Anna Mary Roberts, known as Grandma Moses, was born in 1860 and died in 1961.  She is classified as a folk artist or naive artist, because she never recieved formal training in art.  She did, however, inherit many gifts from her family which enabled her to become the artist she was.  Her father was a farmer-inventor, and a believer in refinement and beauty.  From her grandfather she learned thrift and from her grandmother, generosity.  Anna Mary was the original "use it up, make it do, or do without" kind of woman.  Anna Mary was one of ten children and had many chores on their farm in upstate New York.  As a treat, her father would bring the children newsprint to draw on.  Anna Mary colored her pictures with fruit juice and bluing from indigo.  At the age of twelve, she left home to become the hired girl to an elderly couple named Whiteides.  She sewed, cooked, gardened, washed and ironed clothes, and churned butter.  During this time, she studied the Currier and Ives prints that Mr. Whitesides received free from the paper mill.  Her favorite pictures were the ones that reminded her of home.  She copied the pictures and painted them her way with bright skies.

In 1886, she went to the James' home as a hired girl.  There she met her husband-to-be, Thomsa Moses, also hired help.  They married within the year.  At this time they moved to a small farm in Virginia.  She made butter and sold it for 20 cents a pound, the going rate for local butter was 8 cents.  Anna Mary made a good business in butter, churning out 160 lbs. per week.

The Moses had 10 children, with only five surviving.  They named their farm Mt.
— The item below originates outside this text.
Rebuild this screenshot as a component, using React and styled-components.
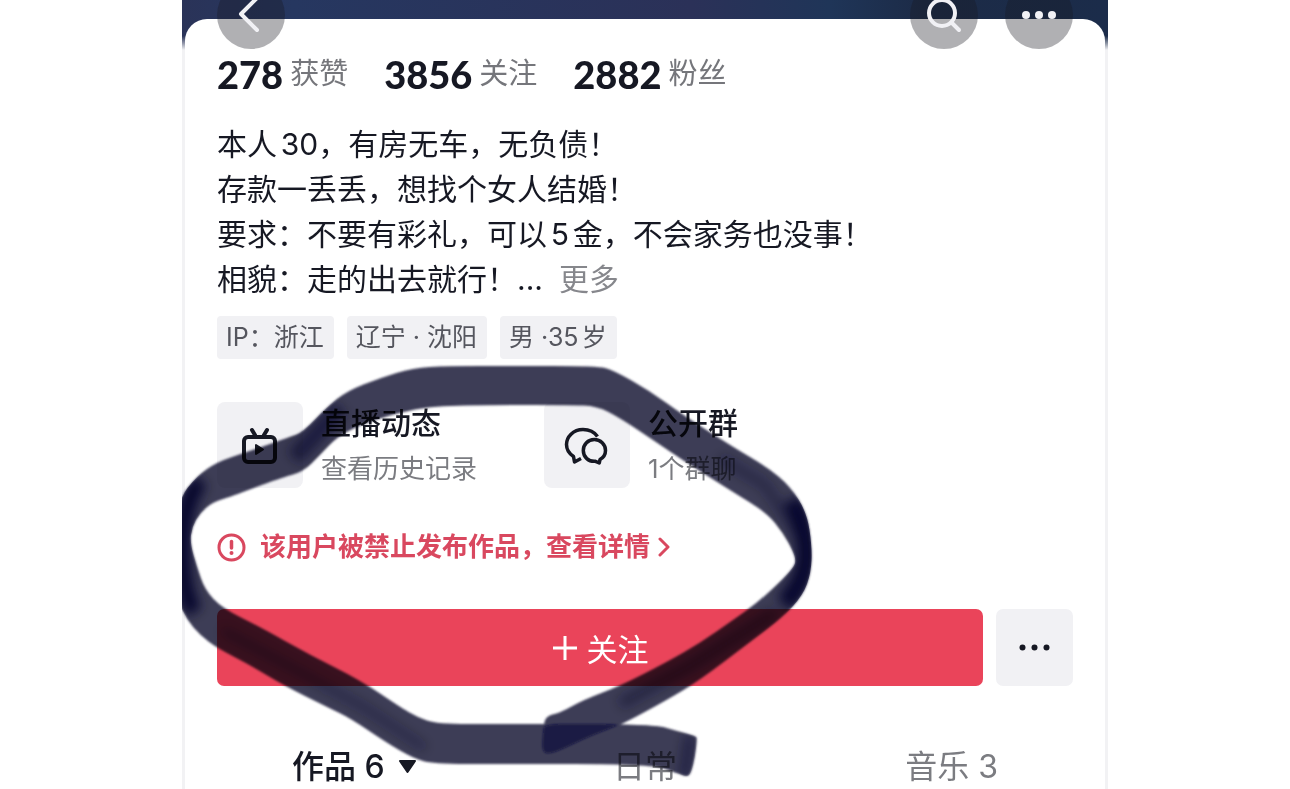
import React from "react";
import styled, { createGlobalStyle } from "styled-components";

const GlobalStyle = createGlobalStyle`
  *, *::before, *::after { box-sizing: border-box; }
  body {
    margin: 0;
    background: #fff;
    color: #161823;
    font-family: Inter, "Noto Sans CJK SC", sans-serif;
    text-autospace: normal;
  }
  button { font: inherit; color: inherit; border: 0; padding: 0; cursor: pointer; }
  a { color: inherit; text-decoration: none; }
  p, h2, ul { margin: 0; padding: 0; }
`;

const Phone = styled.main`
  position: relative;
  display: flex;
  flex-direction: column;
  max-width: 926px;
  min-height: 100vh;
  margin: 0 auto;
  padding: 19px 3px 0;
  overflow: hidden;
  background:
    linear-gradient(to bottom, transparent 36px, #f2f2f4 50px),
    linear-gradient(to right, #2a3358 0, #263760 12%, #2b3158 55%, #1f3558 70%, #1c2b47 80%, #1b2c4a 100%);
`;

const TopBar = styled.nav`
  position: absolute;
  z-index: 1;
  top: -19px;
  left: 35px;
  right: 35px;
  display: flex;
  gap: 27px;
`;

const RoundButton = styled.button`
  width: 68px;
  height: 68px;
  border-radius: 50%;
  background: rgba(22, 22, 32, 0.34);
  margin-right: ${(p) => (p.$push ? "auto" : "0")};
  svg { display: block; }
`;

const Panel = styled.section`
  flex: 1;
  border-radius: 22px 22px 0 0;
  padding-top: 31px;
  background: #fff;
`;

const Content = styled.div`
  padding: 0 32px;
`;

const Stats = styled.ul`
  display: flex;
  gap: 36px;
  list-style: none;
`;

const Stat = styled.li`
  display: flex;
  align-items: center;
  gap: 7px;
  font-size: 29px;
  line-height: 48px;
  color: #75767b;
  strong {
    font-family: Lato, sans-serif;
    font-size: 38px;
    font-weight: 900;
    color: #161823;
  }
`;

const Bio = styled.div`
  margin-top: 24px;
  font-size: 30px;
  line-height: 45px;
`;

const LastLine = styled.div`
  display: flex;
  gap: 16px;
`;

const More = styled.a`
  color: #86878c;
`;

const Tags = styled.ul`
  display: flex;
  gap: 13px;
  margin-top: 14px;
  list-style: none;
`;

const Tag = styled.li`
  padding: 0 10px 0 9px;
  border-radius: 4px;
  background: #f1f1f4;
  color: #55565e;
  font-size: 25px;
  line-height: 43px;
`;

const Cards = styled.div`
  display: flex;
  gap: 67px;
  margin-top: 43px;
`;

const Card = styled.a`
  display: flex;
  gap: 18px;
`;

const CardIcon = styled.span`
  width: 86px;
  height: 86px;
  border-radius: 8px;
  background: #f1f1f4;
  svg { display: block; }
`;

const CardTitle = styled.h2`
  font-size: 30px;
  line-height: 43px;
  font-weight: 500;
`;

const CardNote = styled.p`
  margin-top: 5px;
  font-size: 26px;
  line-height: 38px;
  color: #7b7c81;
  text-autospace: no-autospace;
`;

const Notice = styled.a`
  display: flex;
  align-items: center;
  margin-top: 41px;
  color: #d9485f;
  font-size: 26px;
  line-height: 36px;
  font-weight: 700;
  span { margin-left: 14px; margin-right: 7px; }
`;

const Actions = styled.div`
  display: flex;
  gap: 13px;
  margin-top: 44px;
`;

const FollowButton = styled.button`
  display: flex;
  flex: 1;
  align-items: center;
  justify-content: center;
  gap: 9px;
  height: 77px;
  border-radius: 7px;
  background: #ea445a;
  color: #fff;
  font-size: 31px;
`;

const MoreButton = styled.button`
  width: 77px;
  height: 77px;
  border-radius: 7px;
  background: #f1f1f4;
  svg { display: block; }
`;

const Tabs = styled.nav`
  display: grid;
  grid-template-columns: repeat(3, 1fr);
  margin-top: 59px;
`;

const Tab = styled.button`
  display: flex;
  align-items: center;
  justify-content: center;
  background: none;
  font-size: 32px;
  line-height: 44px;
  font-weight: ${(p) => (p.$active ? 500 : 400)};
  color: ${(p) => (p.$active ? "#161823" : "#7b7c81")};
  svg { margin-left: 13px; margin-right: -32px; }
`;

const Ink = styled.svg`
  position: absolute;
  z-index: 2;
  top: 0;
  left: 0;
  width: 926px;
  height: 789px;
  pointer-events: none;
  mix-blend-mode: multiply;
`;

const OUTLINE = [
  [545, 716], [560, 713], [583, 700], [620, 686], [667, 662], [700, 643], [733, 620], [757, 603],
  [780, 582], [793, 568], [796, 561], [793, 551], [783, 533], [767, 513], [733, 492], [687, 463],
  [650, 438], [620, 418], [597, 406], [570, 405], [500, 405], [433, 406], [397, 413], [360, 425],
  [337, 437], [320, 455], [303, 472], [280, 478], [230, 497], [213, 502], [200, 513], [192, 527],
  [190, 543], [197, 567], [205, 590], [222, 608], [260, 627], [310, 655], [360, 680], [400, 707],
  [417, 717], [437, 724], [500, 724], [653, 724], [677, 731], [696, 736], [697, 739], [695, 757],
  [691, 773], [687, 777], [677, 773], [650, 764], [500, 764], [433, 764], [413, 758], [387, 743],
  [350, 718], [327, 707], [283, 685], [250, 665], [217, 648], [200, 635], [187, 620], [178, 600],
  [176, 550], [178, 500], [197, 476], [217, 462], [247, 452], [290, 437], [303, 432], [327, 407],
  [347, 391], [380, 378], [413, 368], [447, 366], [510, 366], [597, 366], [613, 370], [650, 391],
  [683, 415], [733, 447], [767, 467], [790, 486], [807, 513], [812, 547], [811, 573], [803, 595],
  [783, 617], [750, 642], [700, 680], [667, 700], [617, 727], [590, 736], [567, 747], [550, 754],
  [542, 752], [543, 733],
];

const OVERLAP = [
  [544, 724], [580, 724], [620, 724], [614, 727], [590, 736], [567, 747], [550, 754], [542, 752], [543, 733],
];

// Closed curve that rounds every corner through the midpoints of its edges.
function smooth(points) {
  const mid = (a, b) => `${(a[0] + b[0]) / 2} ${(a[1] + b[1]) / 2}`;
  const last = points[points.length - 1];
  return (
    `M${mid(last, points[0])}` +
    points.map((p, i) => `Q${p[0]} ${p[1]} ${mid(p, points[(i + 1) % points.length])}`).join("") +
    "Z"
  );
}

function Scribble() {
  const outline = smooth(OUTLINE);
  return (
    <Ink viewBox="182 0 926 789" aria-hidden="true">
      <defs>
        <filter id="edge" x="-5%" y="-5%" width="110%" height="110%">
          <feGaussianBlur stdDeviation="1" />
        </filter>
        <filter id="streak" filterUnits="userSpaceOnUse" x="150" y="340" width="700" height="460">
          <feGaussianBlur stdDeviation="6" />
        </filter>
        <clipPath id="band">
          <path d={outline} />
        </clipPath>
      </defs>
      <path d={outline} fill="#3d3c57" filter="url(#edge)" />
      <path d={smooth(OVERLAP)} fill="#0b0b3c" fillOpacity="0.75" filter="url(#edge)" />
      <g clipPath="url(#band)">
        <g fill="none" stroke="#03032a" filter="url(#streak)">
          <path d="M200 480Q182 505 182 548T194 612" strokeWidth="17" strokeOpacity="0.9" />
          <path d="M792 500Q808 530 806 562Q802 586 784 604" strokeWidth="19" strokeOpacity="0.9" />
          <path d="M720 458L765 485L798 535" strokeWidth="10" strokeOpacity="0.35" />
          <path d="M776 612L690 666L620 704" strokeWidth="12" strokeOpacity="0.4" />
          <path d="M294 458Q320 430 340 408" strokeWidth="18" strokeOpacity="0.55" />
          <path d="M222 630L300 672L365 708L425 748" strokeWidth="8" strokeOpacity="0.35" />
          <path d="M690 735L684 778" strokeWidth="10" strokeOpacity="0.5" />
        </g>
      </g>
    </Ink>
  );
}

const BackIcon = () => (
  <svg width="68" height="68" fill="none" stroke="#f1f1f5" strokeWidth="4" strokeLinecap="round" strokeLinejoin="round">
    <path d="M40 17L24 33L40 49" />
  </svg>
);

const SearchIcon = () => (
  <svg width="68" height="68" fill="none" stroke="#f1f1f5" strokeWidth="4" strokeLinecap="round">
    <circle cx="32" cy="32" r="13" />
    <path d="M42 42L49 49" />
  </svg>
);

const DotsIcon = ({ size, r, step, color }) => (
  <svg width={size} height={size} fill={color}>
    {[-step, 0, step].map((dx) => (
      <circle key={dx} cx={size / 2 + dx} cy={size / 2} r={r} />
    ))}
  </svg>
);

const LiveIcon = () => (
  <svg width="86" height="86" fill="none" stroke="#161823" strokeWidth="4" strokeLinecap="round" strokeLinejoin="round">
    <rect x="27" y="35" width="31" height="25" rx="4" />
    <path d="M35 28L38 33M50 28L47 33" />
    <path d="M39 43V52L46 47.500Z" fill="#161823" strokeWidth="2" />
  </svg>
);

const ChatIcon = () => (
  <svg width="86" height="86" fill="none" stroke="#161823" strokeWidth="3.500" strokeLinejoin="round">
    <path d="M53.500 34.500C50 29.500 45 27.500 39 27.500C29 27.500 22.500 35 22.500 42.500C22.500 47.500 25 51.500 29.500 54.500L30.500 60L37 56.500" />
    <path d="M50.300 37.500C56.500 37.500 61.500 42.300 61.500 48.500C61.500 52.500 59.500 55.500 56 57.500L55.300 61L51.500 59.300C44.500 60 39.300 55 39.300 48.500C39.300 42.300 44 37.500 50.300 37.500Z" />
  </svg>
);

const WarningIcon = () => (
  <svg width="29" height="29" fill="none" stroke="currentColor" strokeWidth="3" strokeLinecap="round">
    <circle cx="14.500" cy="14.500" r="12.500" />
    <path d="M14.500 8.500V15" strokeWidth="3.500" />
    <circle cx="14.500" cy="20" r="2" fill="currentColor" stroke="none" />
  </svg>
);

const ChevronIcon = () => (
  <svg width="16" height="20" fill="none" stroke="currentColor" strokeWidth="3" strokeLinecap="round" strokeLinejoin="round">
    <path d="M3 2L11 10L3 18" />
  </svg>
);

const PlusIcon = () => (
  <svg width="26" height="26" fill="none" stroke="#fff" strokeWidth="3">
    <path d="M13 1V25M1 13H25" />
  </svg>
);

const CaretIcon = () => (
  <svg width="19" height="16" fill="currentColor" stroke="currentColor" strokeWidth="2" strokeLinejoin="round">
    <path d="M2 2H17L9.500 13Z" />
  </svg>
);

const STATS = [
  ["278", "获赞"],
  ["3856", "关注"],
  ["2882", "粉丝"],
];

const BIO = ["本人30，有房无车，无负债！", "存款一丢丢，想找个女人结婚！", "要求：不要有彩礼，可以5金，不会家务也没事！"];

const TAGS = ["IP：浙江", "辽宁 · 沈阳", "男 ·35岁"];

const CARDS = [
  { icon: <LiveIcon />, title: "直播动态", note: "查看历史记录" },
  { icon: <ChatIcon />, title: "公开群", note: "1个群聊" },
];

export default function App() {
  return (
    <>
      <GlobalStyle />
      <Phone>
        <TopBar>
          <RoundButton $push aria-label="返回"><BackIcon /></RoundButton>
          <RoundButton aria-label="搜索"><SearchIcon /></RoundButton>
          <RoundButton aria-label="更多选项">
            <DotsIcon size={68} r={4} step={13} color="#f1f1f5" />
          </RoundButton>
        </TopBar>
        <Panel>
          <Content>
            <Stats>
              {STATS.map(([count, label]) => (
                <Stat key={label}><strong>{count}</strong><span>{label}</span></Stat>
              ))}
            </Stats>
            <Bio>
              {BIO.map((line) => <p key={line}>{line}</p>)}
              <LastLine>
                <p>相貌：走的出去就行！...</p>
                <More href="#more">更多</More>
              </LastLine>
            </Bio>
            <Tags>
              {TAGS.map((tag) => <Tag key={tag}>{tag}</Tag>)}
            </Tags>
            <Cards>
              {CARDS.map((card) => (
                <Card key={card.title} href="#card">
                  <CardIcon>{card.icon}</CardIcon>
                  <div>
                    <CardTitle>{card.title}</CardTitle>
                    <CardNote>{card.note}</CardNote>
                  </div>
                </Card>
              ))}
            </Cards>
            <Notice href="#notice">
              <WarningIcon />
              <span>该用户被禁止发布作品，查看详情</span>
              <ChevronIcon />
            </Notice>
            <Actions>
              <FollowButton><PlusIcon />关注</FollowButton>
              <MoreButton aria-label="更多操作">
                <DotsIcon size={77} r={3} step={12} color="#161823" />
              </MoreButton>
            </Actions>
          </Content>
          <Tabs>
            <Tab $active>作品 6<CaretIcon /></Tab>
            <Tab>日常</Tab>
            <Tab>音乐 3</Tab>
          </Tabs>
        </Panel>
        <Scribble />
      </Phone>
    </>
  );
}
Nebo, which is where Moses saw the promised land.  In 1903, she went into the potato chip business, making them by the barrel for three stores.  She couldn't bear the thought of sitting down and letting Thomas hand out money, as she was an independent woman.  In 1907, the family decided to move back north and settle in Eagle Bridge, New York near her birthplace.  In 1920,as Anna Mary was papering the parlor, she ran short of paper for the fireboard (the screen for the fireplace).  She pasted plain paper to the board and painted it ot match.  Technically speaking this was her first painting, and today it hangs in the Bennington Museum.

Anna Mary started painting small pieces for gifts, but in 1927, her husband died and she found herself with time on her hands.  She began what she called her "worst" pictures, crewel pictures embroidery in wool.  Arthritis made it difficult, so she turned to the brush again.  She sold her first paintings with some canned goods to add to the sale.  These paintings, when she was 70, were done with house paints and regular brushes.  She used toothpicks and matches to render small figures, and for every fine details she used a straight pin.   As a result, many of her paintings are very crude.  She dropped any suggestion of modeling or shading in her work, and eliminated details.  She made simply outline drawings then filled in the spaces with simple strokes of paint.  She painted on a flat table, not an easel, but on masonite.  The first thing she did was find a frame then cut the masonite to fit it.  She would prepare the surface with linseed oil and then three coats of white flat paint.  She loved bright colors, especially red and lots of activity.

When asked what kind of pictures she liked best, she replied, "pretty things, old timey things, historical landmarks," and many from memory.  Anna Mary's paintings have become universally loved.  Her down home personality complimented her homespun paintings and she became the journalist darling.  At the age of 101 she had painted more than 2000 paintings.